The only people I've heard mention Korean culture as culpable or backlash against Asians at all is from Asians themselves. For the love of God, people, please stop talking about this or you will give the radical white racists and anti-immigration people fuel for their fire!
The mainstream media has clearly not indicted Asians and neither has the amazing student body, faculty, and administration at VT. Nor have the victims' friends and families made any comments about it.
It's so sad to me that the automatic expectation from the Asian American community was that white people were going to immediately bash them for Cho's crime. We really have not made any progress if this is still the expectation. As a white person, I feel ashamed and angry that Asian Americans like Yang would stereotype me as a would-be basher.
White people live and work with Asians, African Americans, and Hispanics/Latinos every day. Heck, some of us are even married to Asians and have Hapa kids! I'm sickened that the level of discourse in this country has once again devolved to amped up charges of racism when there is so little to substantiate that.

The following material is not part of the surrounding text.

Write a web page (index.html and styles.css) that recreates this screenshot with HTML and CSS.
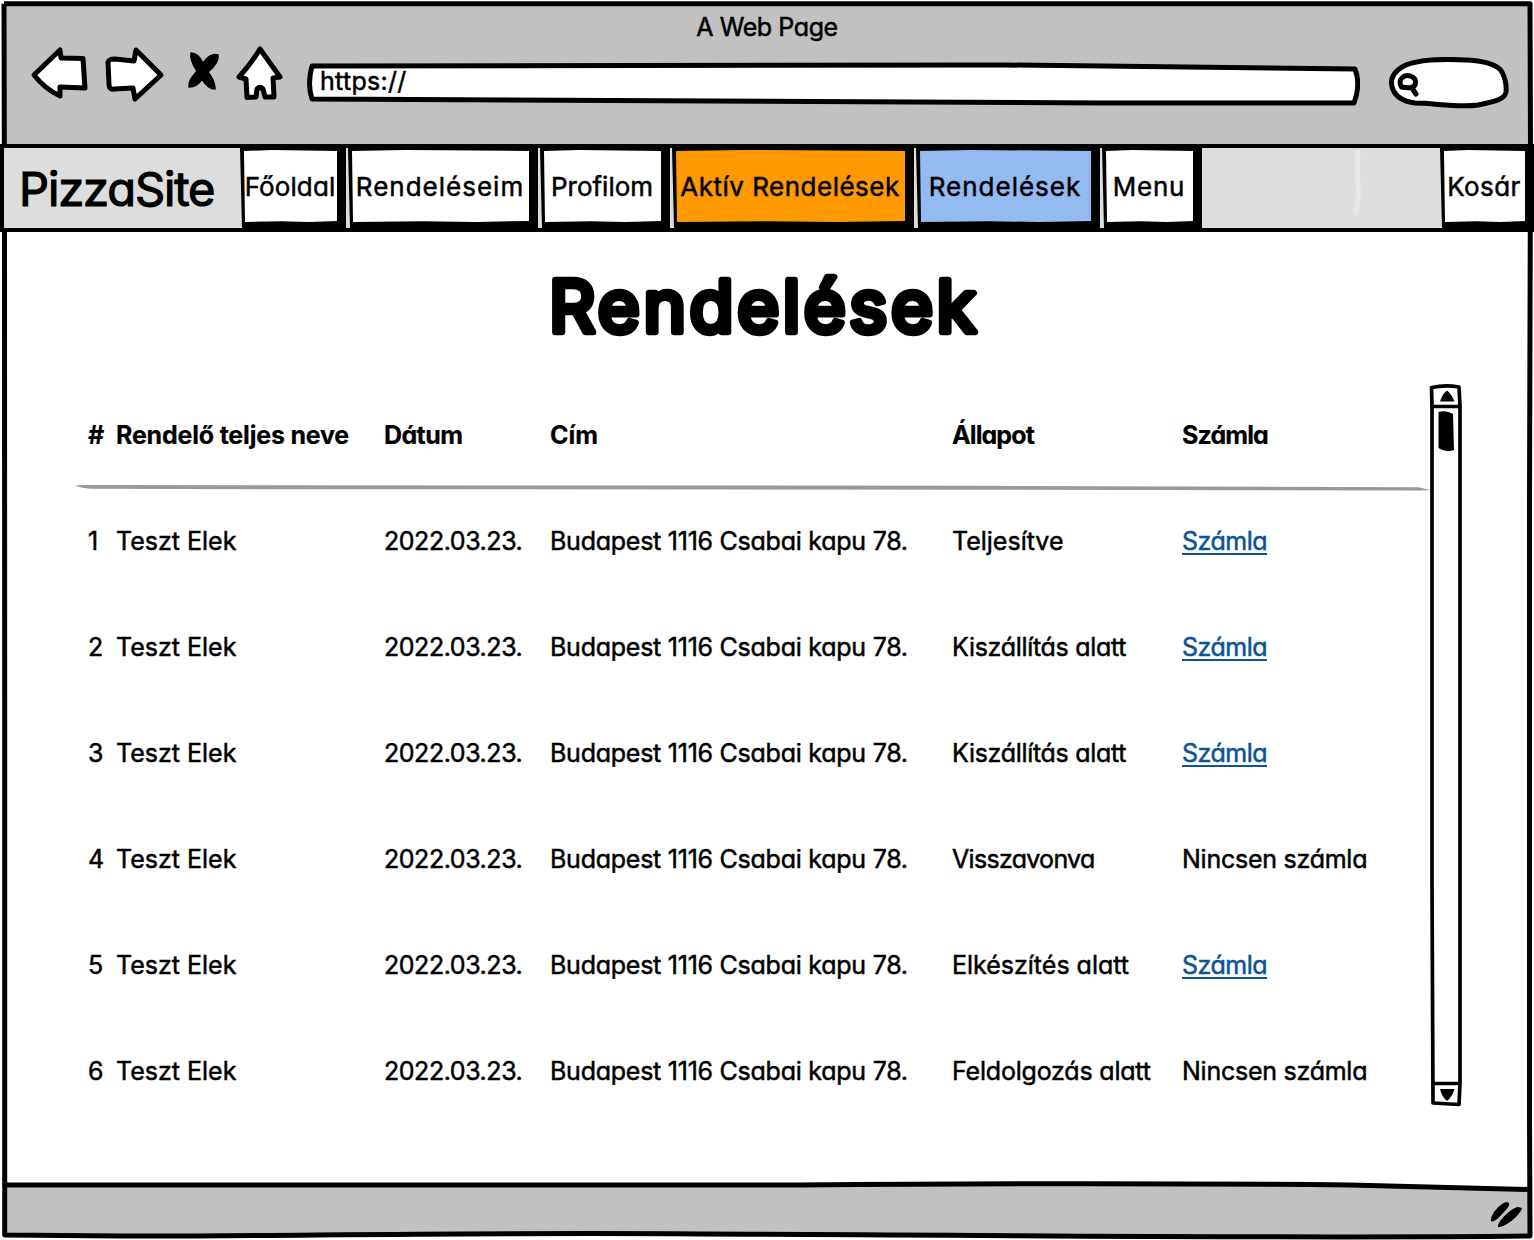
FILE: index.html
```html
<!DOCTYPE html>
<html lang="hu">
<head>
<meta charset="utf-8">
<title>PizzaSite – Rendelések</title>
<link rel="stylesheet" href="styles.css">
</head>
<body>
<div class="window">
  <svg class="frame" viewBox="0 0 1534 1240" aria-hidden="true">
    <path class="chrome" d="M4 4H1530V146H4Z"/>
    <path class="chrome" d="M5 1185C300 1187 900 1182 1300 1184L1530 1189V1236L5 1235Z"/>
    <path class="line" d="M4 3.7H1530L1530.500 147L1529.500 500V1120L1530 1236C1300 1239 1000 1235 700 1234C450 1232 250 1237 120 1236L4.700 1235V720L4.500 232L4 3.700"/>
    <path class="line" d="M4 1185C200 1187 500 1186 800 1185C1050 1183 1250 1184 1350 1185L1530 1189.500"/>
    <path class="grip" d="M1491 1221C1490 1215 1500 1203 1507 1202C1511 1203 1509 1207 1504 1212C1499 1218 1493 1223 1491 1221ZM1498 1227C1497 1222 1511 1208 1518 1207L1522 1208C1520 1216 1504 1228 1498 1227Z"/>
  </svg>

  <header class="browser">
    <div class="browser-title">A Web Page</div>
    <div class="toolbar">
      <svg class="tools" viewBox="0 0 260 60" aria-hidden="true">
        <path class="outline" d="M5 30L31 5L32 13L54 13.500L56 43L31 42V51Q16 44 5 30Z"/>
        <path class="outline" d="M79 17Q80 14 86 14L105 16L107 5L132 30L106 54L104 43L85 44Q80 45 80 39Z"/>
        <path class="solid" d="M162 8C168 8 172 14 174 18C178 12 184 8 189 10C190 16 185 22 179 27C183 32 186 38 186 44C180 44 176 39 173 34C170 39 166 42 160 42C159 36 164 31 168 26C164 20 161 14 162 8Z"/>
        <path class="outline" d="M231 4L251 32L244 33L245 52H236L234 44Q231 41 228 44L227 52L218 52.500L217 34L210 32Q222 19 231 4Z"/>
      </svg>
      <div class="address">
        <svg class="shape" viewBox="0 0 1054 44" preserveAspectRatio="none" aria-hidden="true">
          <path class="outline" d="M6 4Q400 4 700 3L1049 7Q1055 22 1048 41H800L6 37Q1 22 6 4Z"/>
        </svg>
        <span class="url">https://</span>
      </div>
      <svg class="search" viewBox="0 0 122 52" aria-hidden="true">
        <path class="outline" d="M27 46C2 43 -2 22 10 13C22 1 58 2 79 3C96 4 110 8 114 15Q119 25 118 35C117 43 104 45 90 48C70 51 46 46 27 46Z"/>
        <path class="glass" d="M15 20C19 17 28 19 27.500 26C27 32 19 31 13.500 30C11 26 12 22 15 20ZM24 31L28 37"/>
      </svg>
    </div>
  </header>

  <nav class="navbar">
    <div class="brand">PizzaSite</div>
    <a class="tab home"><span class="face">Főoldal</span></a>
    <a class="tab mine"><span class="face">Rendeléseim</span></a>
    <a class="tab profile"><span class="face">Profilom</span></a>
    <a class="tab active-orders"><span class="face">Aktív Rendelések</span></a>
    <a class="tab orders"><span class="face">Rendelések</span></a>
    <a class="tab menu"><span class="face">Menu</span></a>
    <svg class="mark" viewBox="0 0 10 70" aria-hidden="true"><path d="M5 4Q4 18 5 35Q6 50 3 65"/></svg>
    <a class="tab cart"><span class="face">Kosár</span></a>
  </nav>

  <main class="content">
    <h1 class="heading">
      <svg viewBox="0 0 460 110"><text x="13" y="80" textLength="427">Rendelések</text></svg>
    </h1>
    <div class="list">
      <div class="table">
        <div class="row head"><span>#</span><span class="t-name">Rendelő teljes neve</span><span class="t-tight">Dátum</span><span>Cím</span><span class="t-state">Állapot</span><span class="t-state">Számla</span></div>
        <svg class="rule" viewBox="0 0 1356 8" preserveAspectRatio="none" aria-hidden="true"><path d="M0 1.200Q6 .8 20 1L900 1.800L1343 3.200L1356 6L1343 6.500L900 5.700L200 5.200L16 4.700Q5 4 0 1.200Z"/></svg>
        <div class="row"><span>1</span><span>Teszt Elek</span><span class="date">2022.03.23.</span><span class="address-cell">Budapest 1116 Csabai kapu 78.</span><span>Teljesítve</span><span><a class="link">Számla</a></span></div>
        <div class="row"><span>2</span><span>Teszt Elek</span><span class="date">2022.03.23.</span><span class="address-cell">Budapest 1116 Csabai kapu 78.</span><span class="shipping">Kiszállítás alatt</span><span><a class="link">Számla</a></span></div>
        <div class="row"><span>3</span><span>Teszt Elek</span><span class="date">2022.03.23.</span><span class="address-cell">Budapest 1116 Csabai kapu 78.</span><span class="shipping">Kiszállítás alatt</span><span><a class="link">Számla</a></span></div>
        <div class="row"><span>4</span><span>Teszt Elek</span><span class="date">2022.03.23.</span><span class="address-cell">Budapest 1116 Csabai kapu 78.</span><span class="revoked">Visszavonva</span><span class="no-bill">Nincsen számla</span></div>
        <div class="row"><span>5</span><span>Teszt Elek</span><span class="date">2022.03.23.</span><span class="address-cell">Budapest 1116 Csabai kapu 78.</span><span>Elkészítés alatt</span><span><a class="link">Számla</a></span></div>
        <div class="row"><span>6</span><span>Teszt Elek</span><span class="date">2022.03.23.</span><span class="address-cell">Budapest 1116 Csabai kapu 78.</span><span class="t-name">Feldolgozás alatt</span><span class="no-bill">Nincsen számla</span></div>
      </div>
      <svg class="scrollbar" viewBox="0 0 34 724" aria-hidden="true">
        <path class="bar" d="M3 4.500Q16 1.500 30 4L31 23V300L31 700L30 721.500L4 720L3 500V23L2.500 4.500ZM3 23.500H31M4 700.500H31"/>
        <path class="solid" d="M11 18.500Q14 10 18 7.500Q22 10 25.500 18.500Z"/>
        <path class="solid" d="M9.500 29Q18 27 24 31L25 67Q17 70 9.500 65Z"/>
        <path class="solid" d="M11 706H25.500Q23 714 18 718Q13 714 11 706Z"/>
      </svg>
    </div>
  </main>
</div>
</body>
</html>
```

FILE: styles.css
```css
* { box-sizing: border-box; }

body {
  margin: 0;
  background: #fff;
  color: #000;
  font-family: Inter, "Open Sans", sans-serif;
  font-feature-settings: "cv11";
  font-size: 25px;
  line-height: 30px;
  -webkit-text-stroke: 0.5px currentColor;
}

.window {
  position: relative;
  width: 1534px;
  height: 1240px;
  overflow: hidden;
}

/* hand-drawn window border lies behind the whole page */
.frame {
  position: absolute;
  inset: 0;
  width: 100%;
  height: 100%;
}

.chrome { fill: #c1c1c1; }
.line { fill: none; stroke: #000; stroke-width: 5; stroke-linejoin: round; }
.solid, .grip { fill: #000; }
.tools .solid { stroke: #000; stroke-width: 1.5; stroke-linejoin: round; }
.outline { fill: #fff; stroke: #000; stroke-width: 5; stroke-linejoin: round; }

.browser, .navbar, .content { position: relative; }

.browser { height: 144px; padding-top: 12px; }

.browser-title {
  text-align: center;
  letter-spacing: -0.4px;
}

.toolbar {
  display: flex;
  align-items: flex-start;
  padding-left: 29px;
}

.tools { width: 260px; height: 60px; margin-top: 3px; }

.address {
  display: grid;
  width: 1054px;
  height: 44px;
  margin: 20px 0 0 17px;
}

.address > * { grid-area: 1 / 1; }
.shape { width: 1054px; height: 44px; }
.url { padding: 4px 0 0 14px; letter-spacing: 0.3px; z-index: 1; }

.search { width: 122px; height: 52px; margin: 15px 0 0 28px; }
.glass { fill: none; stroke: #000; stroke-width: 5; stroke-linecap: round; }

.navbar {
  display: flex;
  height: 88px;
  padding-left: 4px;
  border: solid #000;
  border-width: 4px 0;
  border-left: 0;
  background: linear-gradient(90deg, #000 4px, #ddd 4px);
  font-size: 26px;
}

.brand {
  width: 236px;
  padding: 11px 0 0 15px;
  font-size: 47px;
  line-height: 60px;
  letter-spacing: -1.1px;
  -webkit-text-stroke-width: 1.2px;
}

.tab {
  display: flex;
  height: 80px;
  margin-right: 2px;
  padding: 2px 9px 6px 4px;
  background: #000;
  clip-path: polygon(0 0, 100% 0, 100% 100%, 2px 100%);
}

.face {
  flex: 1;
  display: flex;
  align-items: center;
  justify-content: center;
  white-space: nowrap;
  background: #fff;
  padding: 1px 1px 0 0;
  clip-path: polygon(0 1px, 30% 0, 100% 1px, 100% 98.500%, 70% 100%, 40% 98.800%, 1px 100%);
}

.home { width: 106px; letter-spacing: 0.1px; }
.mine { width: 190px; letter-spacing: 1px; }
.profile { width: 130px; }
.active-orders { width: 242px; letter-spacing: 0.5px; }
.orders { width: 184px; letter-spacing: 1px; }
.menu { width: 100px; letter-spacing: 0.8px; }
.cart { width: 94px; margin: 0; letter-spacing: 0.4px; }
.active-orders .face { background: #ff9900; }
.orders .face { background: #94baf2; }

.mark { width: 10px; height: 70px; margin: 0 77px 0 auto; }
.mark path { fill: none; stroke: #e6e6e6; stroke-width: 5; stroke-linecap: round; }

.content { height: 950px; }

.heading { margin: 0 0 0 536px; height: 150px; padding-top: 20px; font-size: 72px; }
.heading svg { display: block; width: 460px; height: 110px; }
.heading text {
  font-weight: 400;
  stroke: #000;
  stroke-width: 6.5px;
  stroke-linejoin: round;
  -webkit-text-stroke: 6.5px #000;
}

.list { display: flex; padding-left: 75px; }
.table { width: 1354px; }

.row {
  display: grid;
  grid-template-columns: 28px 268px 166px 402px 230px 1fr;
  align-items: center;
  height: 106px;
  padding-left: 13px;
  white-space: nowrap;
}

.head { font-weight: 700; -webkit-text-stroke-width: 0.2px; }
.head + .rule { display: block; width: 1356px; height: 8px; margin: -4px 0; }
.rule path { fill: #999; }

.t-name { letter-spacing: -0.2px; }
.t-tight { letter-spacing: -0.6px; }
.t-state { letter-spacing: -0.9px; }
.date { letter-spacing: -0.45px; }
.address-cell { letter-spacing: -0.25px; }
.shipping { letter-spacing: -0.3px; }
.revoked { letter-spacing: -0.7px; }
.no-bill { letter-spacing: -0.25px; }

.link {
  display: inline-block;
  height: 29px;
  color: #0b5394;
  border-bottom: 2px solid #0b5394;
  letter-spacing: -0.5px;
}

.scrollbar { width: 34px; height: 724px; margin-top: 1px; }
.bar { fill: #fff; stroke: #000; stroke-width: 3.7; stroke-linejoin: round; }
```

Why can't we all just agree that Cho was a profoundly disturbed and mentally ill young man whose actions were the result of his illness and his own personal lived experiences? And that those experiences included immigrating to the US at age 8, growing up middle-class in what to him must have been a very foreign country for at least a few years, having to adapt and learn a new language, being bullied at school for his social awkwardness and speech issues, the frustrations he likely felt when his overbearing romantic affections were not returned, and a general sense that no one understood or could understand his pain. None of those reasons have anything at all to do with being Asian. They could apply to ANY person who immigrated to this country at a young age; or who was bullied a lot as a kid; or who had obsessions with women that resulted in harassment and stalking. There is a way to talk about this without addressing ethnicity. But the thing is--his cultural background will (and should) be addressed because it IS a part of his personal context, just as it would have been addressed in the "culturally-sensitive" therapy that Yang would have sent him to.
Not to take a cheap shot at Yang, but his writing stinks of the kind of Gen X identity politics-mongering that was his bread-and-butter at A Magazine. He should get with the program and realize that the generations after him, including that of Cho and his victims, are far more enlightened and nonchalant about difference (be it ethnic, religious, or sexual orientation) than he and his fellow neurotic Gen Xers ever were.